Practical implications

  • Schedule a structured, recurring social activity with a clear goal. The BASIL+ trial used up to eight weekly sessions of 30–45 minutes. That’s a minimum dose. Don’t just “try to be more social.” Pick a specific activity (e.g., a weekly phone call with a friend where you discuss one thing you accomplished and one thing you’re grateful for) and do it at the same time each week.

  • Fix your sleep before you fix your social life. The OASIS trial showed that improving sleep reduces paranoia and hallucinations with effect sizes of d=0.19 and d=0.24. If you’re sleeping less than 6 hours or waking frequently, your social perception is likely distorted. Use a digital CBT-I programme (like Sleepio, which was used in the trial) for 6 weeks before investing energy in social skills training.

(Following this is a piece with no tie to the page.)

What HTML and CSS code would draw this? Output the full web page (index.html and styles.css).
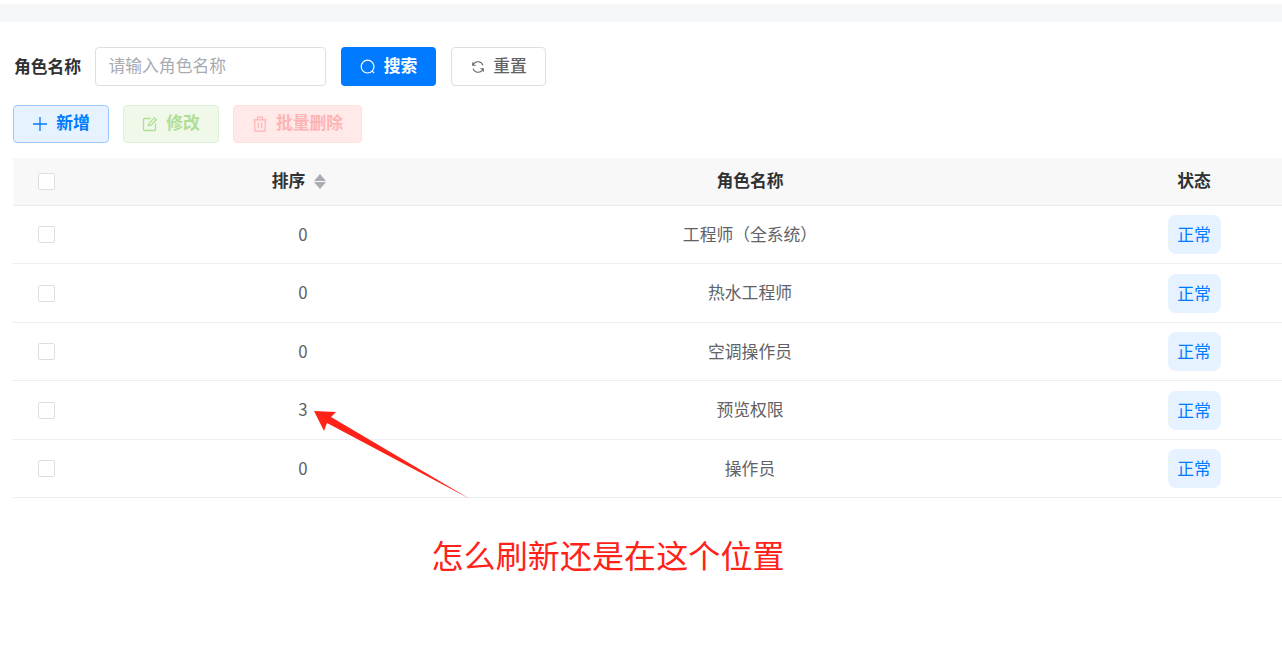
FILE: index.html
```html
<!DOCTYPE html>
<html lang="zh-CN">
<head>
<meta charset="utf-8">
<title>角色管理</title>
<link rel="stylesheet" href="styles.css">
</head>
<body>
<div class="top-strip"></div>
<main class="page">
  <form class="search-row">
    <label class="field-label">角色名称</label>
    <input class="text-input" type="text" placeholder="请输入角色名称">
    <button type="button" class="btn btn-search">
      <svg class="icon" viewBox="0 0 16 16" fill="none" stroke="currentColor" stroke-width="1.2"><circle cx="7.6" cy="7.6" r="6.4"/><path d="M12.2 12.2l2 2"/></svg>
      <span>搜索</span>
    </button>
    <button type="button" class="btn btn-reset">
      <svg class="icon icon-small" viewBox="0 0 16 16" fill="none" stroke="currentColor" stroke-width="1.2"><path d="M13.6 6.2A6 6 0 0 0 3 4.4L1.9 6"/><path d="M2.4 9.8A6 6 0 0 0 13 11.6L14.1 10"/><path d="M2 2.6V6h3.2M14 13.4V10h-3.2"/></svg>
      <span>重置</span>
    </button>
  </form>
  <div class="action-row">
    <button type="button" class="btn btn-light btn-add">
      <svg class="icon" viewBox="0 0 16 16" fill="none" stroke="currentColor" stroke-width="1.3"><path d="M8 1v14M1 8h14"/></svg>
      <span>新增</span>
    </button>
    <button type="button" class="btn btn-light btn-edit">
      <svg class="icon" viewBox="0 0 16 16" fill="none" stroke="currentColor" stroke-width="1.3"><path d="M8.5 2.5H2.5a1 1 0 0 0-1 1v10a1 1 0 0 0 1 1h10a1 1 0 0 0 1-1v-6"/><path d="M6.5 9.6l.5-2.4 5.4-5.4 2 2L9 9.2z"/></svg>
      <span>修改</span>
    </button>
    <button type="button" class="btn btn-light btn-delete">
      <svg class="icon" viewBox="0 0 16 16" fill="none" stroke="currentColor" stroke-width="1.2"><path d="M1.5 3.8h13M5.5 3.8V1.2h5v2.6M2.8 3.8v11.4h10.4V3.8M6.3 6.5v6M9.7 6.5v6"/></svg>
      <span>批量删除</span>
    </button>
  </div>
  <table class="role-table">
    <colgroup>
      <col class="col-check"><col class="col-sort"><col class="col-name"><col class="col-status">
    </colgroup>
    <thead>
      <tr>
        <th class="cell-check"><span class="checkbox"></span></th>
        <th><span class="sort-head">排序<svg class="sort-icon" viewBox="0 0 12 15"><path d="M6 0l6 7H0z"/><path d="M6 15l6-7H0z"/></svg></span></th>
        <th>角色名称</th>
        <th>状态</th>
      </tr>
    </thead>
    <tbody>
      <tr><td class="cell-check"><span class="checkbox"></span></td><td>0</td><td>工程师（全系统）</td><td><span class="tag">正常</span></td></tr>
      <tr><td class="cell-check"><span class="checkbox"></span></td><td>0</td><td>热水工程师</td><td><span class="tag">正常</span></td></tr>
      <tr><td class="cell-check"><span class="checkbox"></span></td><td>0</td><td>空调操作员</td><td><span class="tag">正常</span></td></tr>
      <tr><td class="cell-check"><span class="checkbox"></span></td><td>3</td><td>预览权限</td><td><span class="tag">正常</span></td></tr>
      <tr><td class="cell-check"><span class="checkbox"></span></td><td>0</td><td>操作员</td><td><span class="tag">正常</span></td></tr>
    </tbody>
  </table>
</main>
<svg class="annotation-arrow" viewBox="0 0 1282 645"><polygon points="314,411 336,412 331,417 470,499 327,423 324,431"/></svg>
<div class="annotation-text">怎么刷新还是在这个位置</div>
</body>
</html>
```
FILE: styles.css
```css
* { box-sizing: border-box; }
html, body { margin: 0; height: 100%; overflow: hidden; background: #fff; }
body { font-family: "Noto Sans CJK SC", "Noto Sans", sans-serif; font-size: 16.8px; color: #606266; position: relative; }
.top-strip { height: 18px; margin-top: 4px; background: #f6f7f9; }
.page { padding: 25px 0 0 13px; width: 1420px; }
.search-row { display: flex; align-items: center; height: 39px; }
.field-label { width: 82px; padding: 0 0 0 1px; font-size: 16.8px; font-weight: 700; color: #303133; line-height: 37px; }
.text-input { width: 231px; height: 39px; padding: 0 0 3px 12.5px; border: 1px solid #dcdfe6; border-radius: 4px; font: inherit; color: #606266; outline: none; }
.text-input::placeholder { color: #a8abb2; opacity: 1; }
.btn { display: inline-flex; align-items: center; justify-content: center; gap: 8px; height: 39px; border: 1px solid transparent; border-radius: 4px; padding: 0; font-family: inherit; font-size: 16.8px; font-weight: 500; }
.btn span { position: relative; top: -2px; }
.icon { width: 16px; height: 16px; flex: none; }
.icon-small { width: 14px; height: 14px; }
.btn-search { width: 95px; margin-left: 15px; background: #007bff; color: #fff; font-weight: 700; }
.btn-reset { width: 95px; margin-left: 15px; padding-left: 1px; background: #fff; border-color: #dcdfe6; color: #606266; }
.action-row { display: flex; gap: 14px; margin-top: 19px; }
.btn-light { height: 38px; font-weight: 700; }
.btn-add { width: 96px; background: #e6f2ff; border-color: #99caff; color: #007bff; }
.btn-edit { width: 96px; background: #eff8e9; border-color: #dff2d3; color: #b1de94; }
.btn-delete { width: 129px; background: #ffe9e9; border-color: #ffe0e0; color: #fdb4b4; }
.role-table { width: 1401px; margin-top: 15px; border-collapse: collapse; table-layout: fixed; }
.col-check { width: 67px; }
.col-sort { width: 446px; }
.col-name { width: 448px; }
.col-status { width: 440px; }
.role-table th { height: 47px; padding: 0 0 2px; background: #f8f8f9; color: #303133; font-size: 16.8px; font-weight: 700; text-align: center; border-bottom: 1px solid #e9e9eb; }
.role-table td { height: 58.5px; padding: 0 0 1px; text-align: center; color: #606266; border-bottom: 1px solid #ebeef5; }
.role-table th.cell-check { text-align: left; padding: 0 0 0 25px; }
.role-table td.cell-check { text-align: left; padding: 1px 0 0 25px; }
.checkbox { display: block; width: 17px; height: 17px; background: #fff; border: 1px solid #dcdfe6; border-radius: 2px; }
.sort-head { display: inline-flex; align-items: center; gap: 9px; margin-left: -8px; }
.sort-icon { width: 12px; height: 15px; fill: #a8abb2; position: relative; top: 1px; }
.role-table td:last-child { padding: 1px 0 0; }
.tag { display: inline-block; width: 53px; height: 39px; line-height: 39px; border-radius: 8px; background: #e6f2ff; color: #007bff; vertical-align: middle; }
.annotation-arrow { position: absolute; left: 0; top: 0; width: 1282px; height: 645px; pointer-events: none; }
.annotation-arrow polygon { fill: #ff2218; }
.annotation-text { position: absolute; left: 431.5px; top: 531px; font-size: 32px; letter-spacing: 0.1px; line-height: 46px; color: #ff2218; white-space: nowrap; }
```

  • Use audio-only calls for deep conversations. The Zoom fatigue editorial suggests that videoconferencing increases cognitive load due to constant eye contact and self-view. For emotionally demanding conversations, switch to audio-only. Save video for low-stakes check-ins.

Design your own experiment

What to test: Whether a weekly, structured, 30-minute phone call with a friend or family member reduces your depression or anxiety scores compared to your baseline.

How long to run it: 8 weeks minimum. The BASIL+ trial used up to 8 sessions, and the exercise study showed effects at 8 weeks. Shorter than that and you’re measuring novelty, not habit.

What to measure: Your PHQ-9 score (depression) and GAD-7 score (anxiety) once per week, at the same time of day. Both are free, validated, and take 2 minutes to complete. Track them in a spreadsheet. Also track your sleep quality (use a 1–10 scale each morning) and your social satisfaction (1–10 scale after each call).

What confound to watch for: The biggest confound is life events. If you start a new job, end a relationship, or experience a major stressor during the 8 weeks, your data will be noisy. Note these events in your log. Also watch for the “reverse causation” trap: if you feel better, you might call people more. The intervention is the scheduled call, not the spontaneous one. Stick to the schedule.

What a positive result looks like: A consistent decrease of at least 2 points on the PHQ-9 (the minimal clinically important difference) from your baseline average in weeks 1–2 to your average in weeks 7–8. A decrease of 1.7 points (the BASIL+ effect) is a realistic target. If you see no change, try switching to an in-person activity (e.g., a weekly walking meeting) or adding a sleep intervention first.